Supplied data:

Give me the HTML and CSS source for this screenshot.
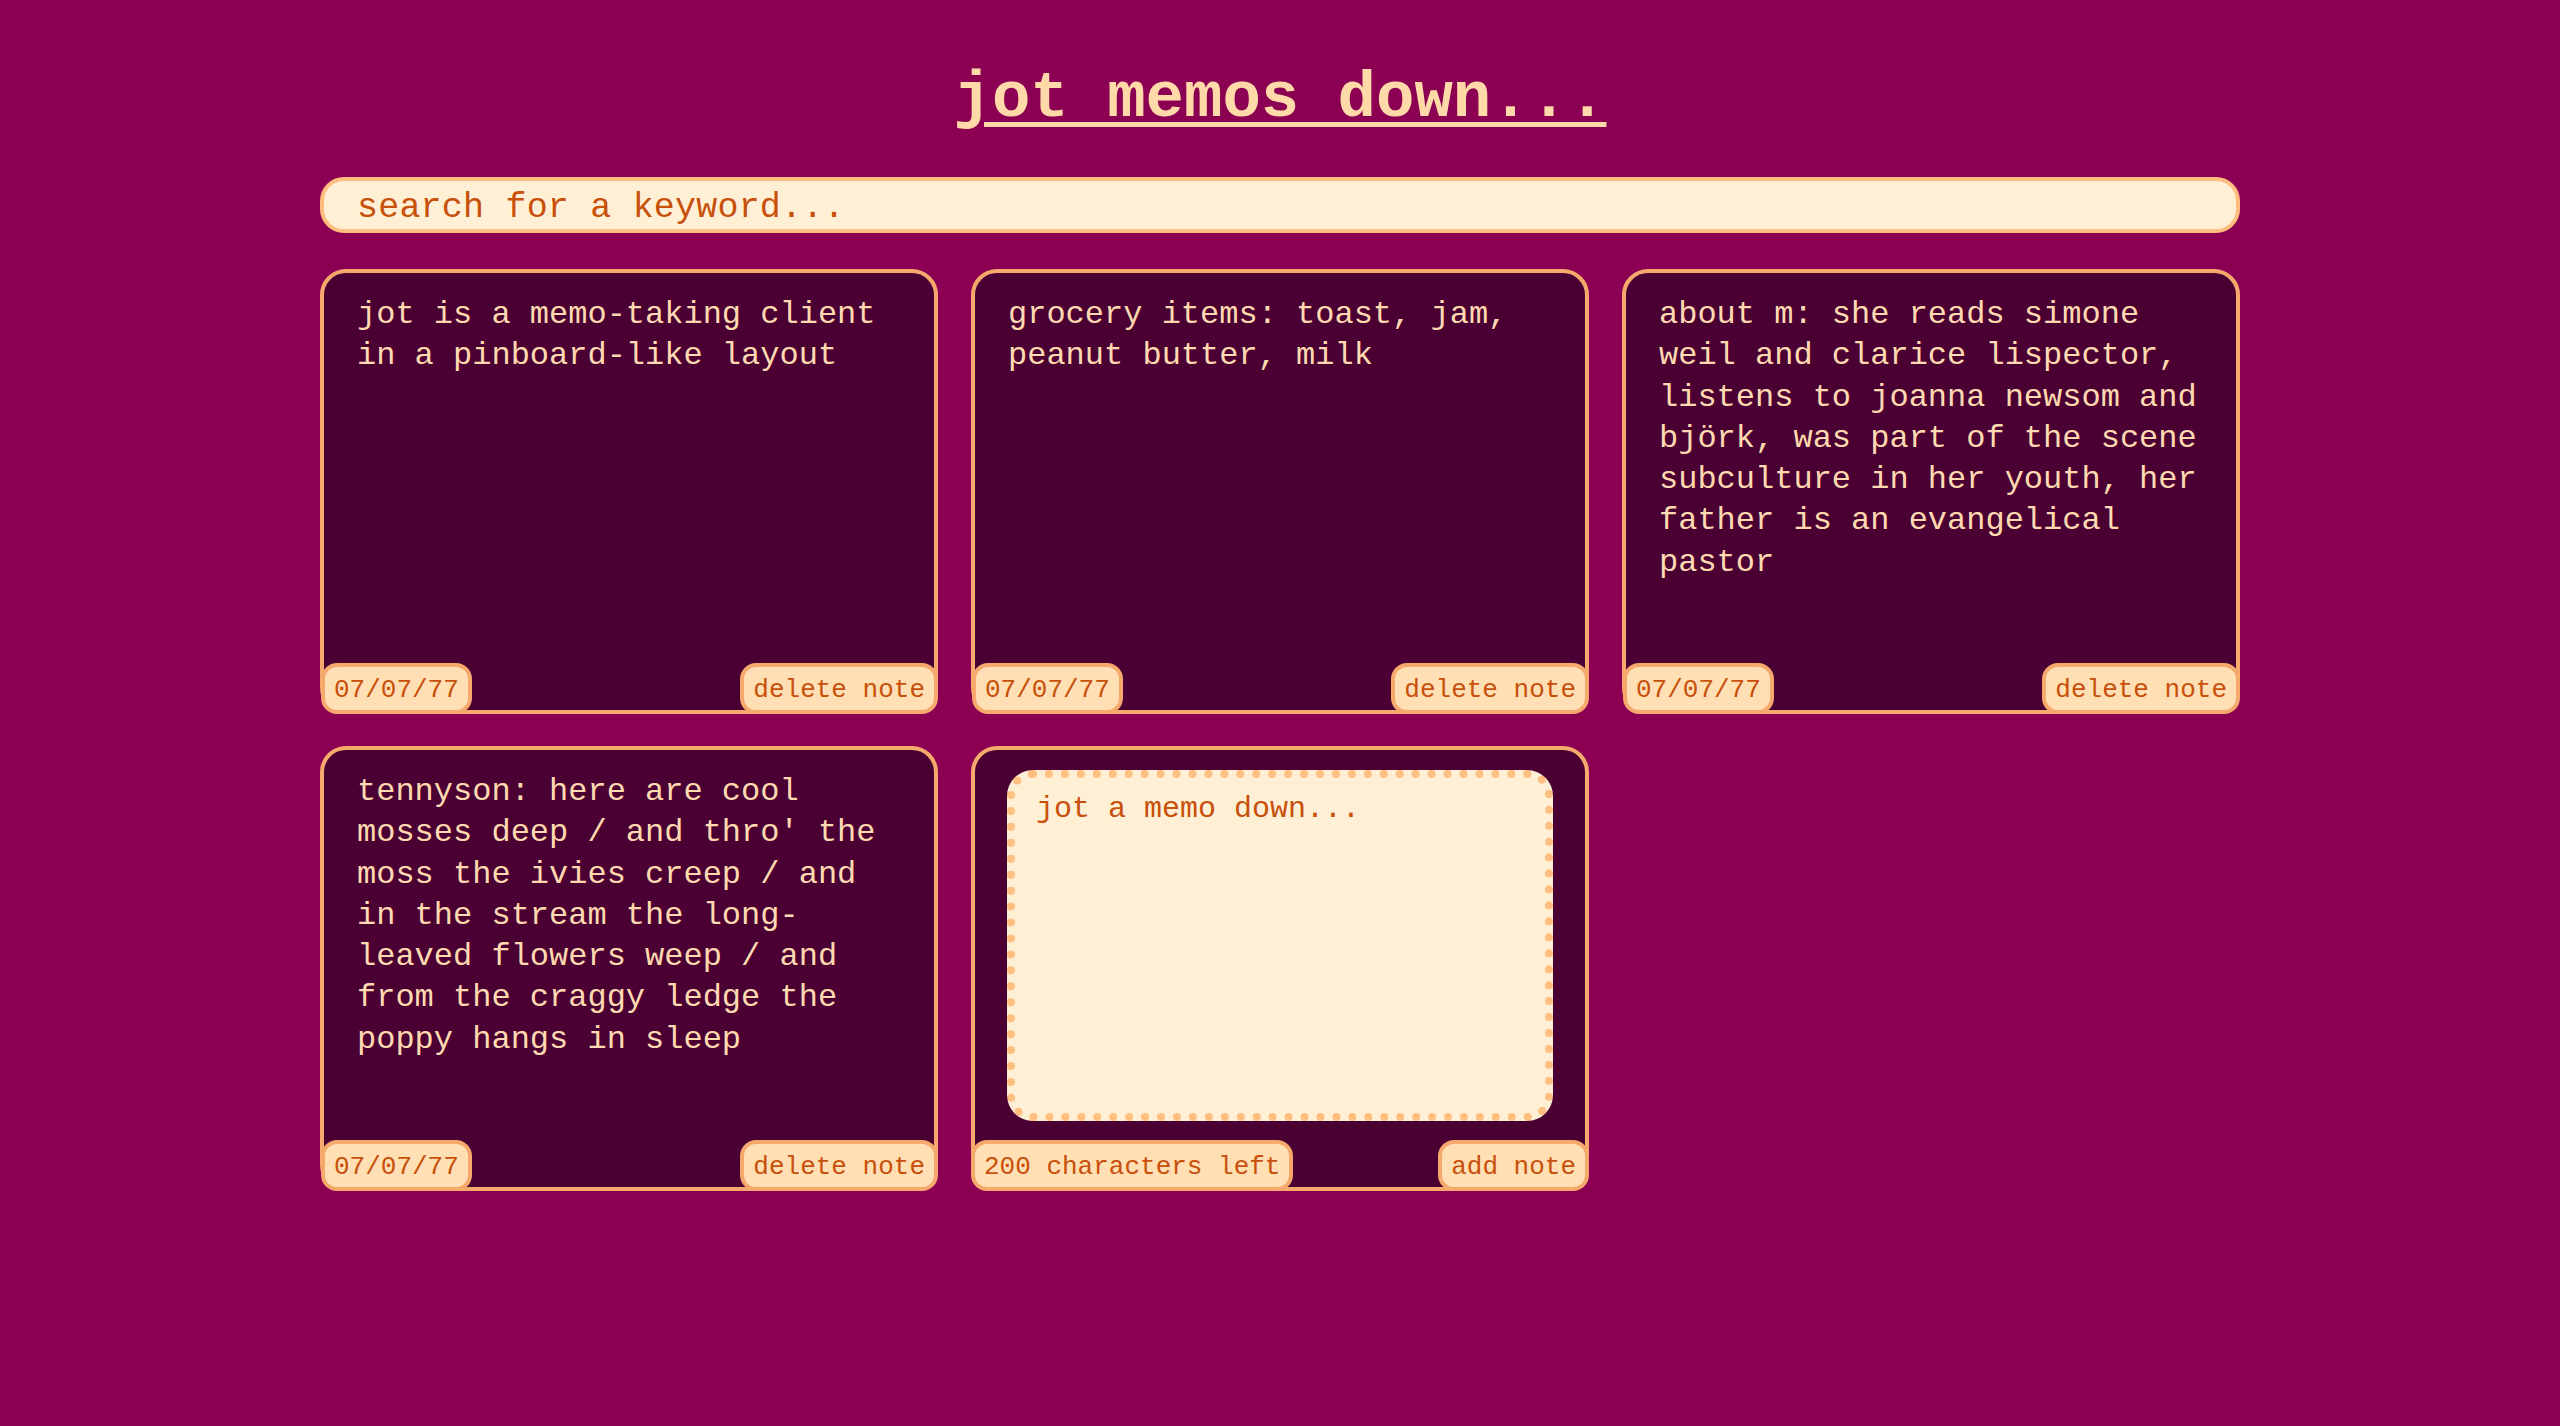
FILE: index.html
```html
<!DOCTYPE html>
<html lang="en">
<head>
<meta charset="utf-8">
<title>jot</title>
<link rel="stylesheet" href="styles.css">
</head>
<body>
<main class="app">
  <h1 class="title">jot memos down...</h1>
  <input class="search" type="text" placeholder="search for a keyword...">
  <section class="board">
    <article class="note">
      <p class="note-text">jot is a memo-taking client in a pinboard-like layout</p>
      <div class="note-footer">
        <span class="badge">07/07/77</span>
        <button class="badge">delete note</button>
      </div>
    </article>
    <article class="note">
      <p class="note-text">grocery items: toast, jam, peanut butter, milk</p>
      <div class="note-footer">
        <span class="badge">07/07/77</span>
        <button class="badge">delete note</button>
      </div>
    </article>
    <article class="note">
      <p class="note-text">about m: she reads simone weil and clarice lispector, listens to joanna newsom and björk, was part of the scene subculture in her youth, her father is an evangelical pastor</p>
      <div class="note-footer">
        <span class="badge">07/07/77</span>
        <button class="badge">delete note</button>
      </div>
    </article>
    <article class="note">
      <p class="note-text">tennyson: here are cool mosses deep / and thro' the moss the ivies creep / and in the stream the long-leaved flowers weep / and from the craggy ledge the poppy hangs in sleep</p>
      <div class="note-footer">
        <span class="badge">07/07/77</span>
        <button class="badge">delete note</button>
      </div>
    </article>
    <article class="note note-new">
      <textarea class="memo-input" placeholder="jot a memo down..."></textarea>
      <div class="note-footer">
        <span class="badge">200 characters left</span>
        <button class="badge">add note</button>
      </div>
    </article>
  </section>
</main>
</body>
</html>
```
FILE: styles.css
```css
html, body {
  margin: 0;
  padding: 0;
}
body {
  background: #8b0052;
  font-family: "Liberation Mono", monospace;
  min-height: 1426px;
}
.app {
  width: 1920px;
  margin: 0 auto;
  padding-top: 61px;
  display: flex;
  flex-direction: column;
}
.title {
  margin: 0;
  text-align: center;
  font-size: 64px;
  line-height: 77px;
  font-weight: bold;
  color: #ffd9a8;
  text-decoration: underline;
  text-decoration-thickness: 5px;
  text-underline-offset: 6px;
}
.search {
  margin-top: 39px;
  box-sizing: border-box;
  height: 56px;
  width: 100%;
  border: 4px solid #ffbe80;
  border-radius: 24px;
  background: #ffefd5;
  padding: 5px 33px 0;
  font-family: "Liberation Mono", monospace;
  font-size: 35px;
  letter-spacing: 0.2px;
  color: #c8500a;
  outline: none;
}
.search::placeholder {
  color: #c8500a;
  opacity: 1;
}
.board {
  margin-top: 36px;
  display: grid;
  grid-template-columns: repeat(3, 618px);
  grid-auto-rows: 445px;
  column-gap: 33px;
  row-gap: 32px;
}
.note {
  box-sizing: border-box;
  border: 4px solid #f5a96c;
  border-radius: 26px;
  background: #4b0033;
  display: flex;
  flex-direction: column;
  padding: 21px 32px 0 33px;
}
.note-text {
  margin: 0;
  font-size: 32px;
  line-height: 41.3px;
  color: #ffdab0;
  overflow-wrap: break-word;
}
.note-footer {
  margin: auto -36px -4px -36px;
  display: flex;
  justify-content: space-between;
  align-items: flex-end;
}
.badge {
  box-sizing: border-box;
  height: 51px;
  display: flex;
  align-items: center;
  border: 4px solid #f5a96c;
  border-radius: 16px;
  background: #ffdfb3;
  padding: 2px 9px 0;
  font-family: "Liberation Mono", monospace;
  font-size: 26px;
  color: #c8500a;
  white-space: nowrap;
}
button.badge {
  cursor: pointer;
}
.note-new {
  padding: 20px 32px 0 32px;
}
.memo-input {
  flex: 1;
  box-sizing: border-box;
  width: 100%;
  min-height: 0;
  resize: none;
  border: 8px dotted #ffbf80;
  border-radius: 26px;
  background: #ffefd5;
  padding: 14px 21px;
  font-family: "Liberation Mono", monospace;
  font-size: 30px;
  color: #c8500a;
  outline: none;
}
.memo-input::placeholder {
  color: #c8500a;
  opacity: 1;
}
.note-new .note-footer {
  margin-top: 19px;
}
```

Aim of the task: All of the material above should be reproduced exactly, except the pictures.

Correct output:
Give me the HTML and CSS source for this screenshot.
FILE: index.html
```html
<!DOCTYPE html>
<html lang="en">
<head>
<meta charset="utf-8">
<title>jot</title>
<link rel="stylesheet" href="styles.css">
</head>
<body>
<main class="app">
  <h1 class="title">jot memos down...</h1>
  <input class="search" type="text" placeholder="search for a keyword...">
  <section class="board">
    <article class="note">
      <p class="note-text">jot is a memo-taking client in a pinboard-like layout</p>
      <div class="note-footer">
        <span class="badge">07/07/77</span>
        <button class="badge">delete note</button>
      </div>
    </article>
    <article class="note">
      <p class="note-text">grocery items: toast, jam, peanut butter, milk</p>
      <div class="note-footer">
        <span class="badge">07/07/77</span>
        <button class="badge">delete note</button>
      </div>
    </article>
    <article class="note">
      <p class="note-text">about m: she reads simone weil and clarice lispector, listens to joanna newsom and björk, was part of the scene subculture in her youth, her father is an evangelical pastor</p>
      <div class="note-footer">
        <span class="badge">07/07/77</span>
        <button class="badge">delete note</button>
      </div>
    </article>
    <article class="note">
      <p class="note-text">tennyson: here are cool mosses deep / and thro' the moss the ivies creep / and in the stream the long-leaved flowers weep / and from the craggy ledge the poppy hangs in sleep</p>
      <div class="note-footer">
        <span class="badge">07/07/77</span>
        <button class="badge">delete note</button>
      </div>
    </article>
    <article class="note note-new">
      <textarea class="memo-input" placeholder="jot a memo down..."></textarea>
      <div class="note-footer">
        <span class="badge">200 characters left</span>
        <button class="badge">add note</button>
      </div>
    </article>
  </section>
</main>
</body>
</html>
```
FILE: styles.css
```css
html, body {
  margin: 0;
  padding: 0;
}
body {
  background: #8b0052;
  font-family: "Liberation Mono", monospace;
  min-height: 1426px;
}
.app {
  width: 1920px;
  margin: 0 auto;
  padding-top: 61px;
  display: flex;
  flex-direction: column;
}
.title {
  margin: 0;
  text-align: center;
  font-size: 64px;
  line-height: 77px;
  font-weight: bold;
  color: #ffd9a8;
  text-decoration: underline;
  text-decoration-thickness: 5px;
  text-underline-offset: 6px;
}
.search {
  margin-top: 39px;
  box-sizing: border-box;
  height: 56px;
  width: 100%;
  border: 4px solid #ffbe80;
  border-radius: 24px;
  background: #ffefd5;
  padding: 5px 33px 0;
  font-family: "Liberation Mono", monospace;
  font-size: 35px;
  letter-spacing: 0.2px;
  color: #c8500a;
  outline: none;
}
.search::placeholder {
  color: #c8500a;
  opacity: 1;
}
.board {
  margin-top: 36px;
  display: grid;
  grid-template-columns: repeat(3, 618px);
  grid-auto-rows: 445px;
  column-gap: 33px;
  row-gap: 32px;
}
.note {
  box-sizing: border-box;
  border: 4px solid #f5a96c;
  border-radius: 26px;
  background: #4b0033;
  display: flex;
  flex-direction: column;
  padding: 21px 32px 0 33px;
}
.note-text {
  margin: 0;
  font-size: 32px;
  line-height: 41.3px;
  color: #ffdab0;
  overflow-wrap: break-word;
}
.note-footer {
  margin: auto -36px -4px -36px;
  display: flex;
  justify-content: space-between;
  align-items: flex-end;
}
.badge {
  box-sizing: border-box;
  height: 51px;
  display: flex;
  align-items: center;
  border: 4px solid #f5a96c;
  border-radius: 16px;
  background: #ffdfb3;
  padding: 2px 9px 0;
  font-family: "Liberation Mono", monospace;
  font-size: 26px;
  color: #c8500a;
  white-space: nowrap;
}
button.badge {
  cursor: pointer;
}
.note-new {
  padding: 20px 32px 0 32px;
}
.memo-input {
  flex: 1;
  box-sizing: border-box;
  width: 100%;
  min-height: 0;
  resize: none;
  border: 8px dotted #ffbf80;
  border-radius: 26px;
  background: #ffefd5;
  padding: 14px 21px;
  font-family: "Liberation Mono", monospace;
  font-size: 30px;
  color: #c8500a;
  outline: none;
}
.memo-input::placeholder {
  color: #c8500a;
  opacity: 1;
}
.note-new .note-footer {
  margin-top: 19px;
}
```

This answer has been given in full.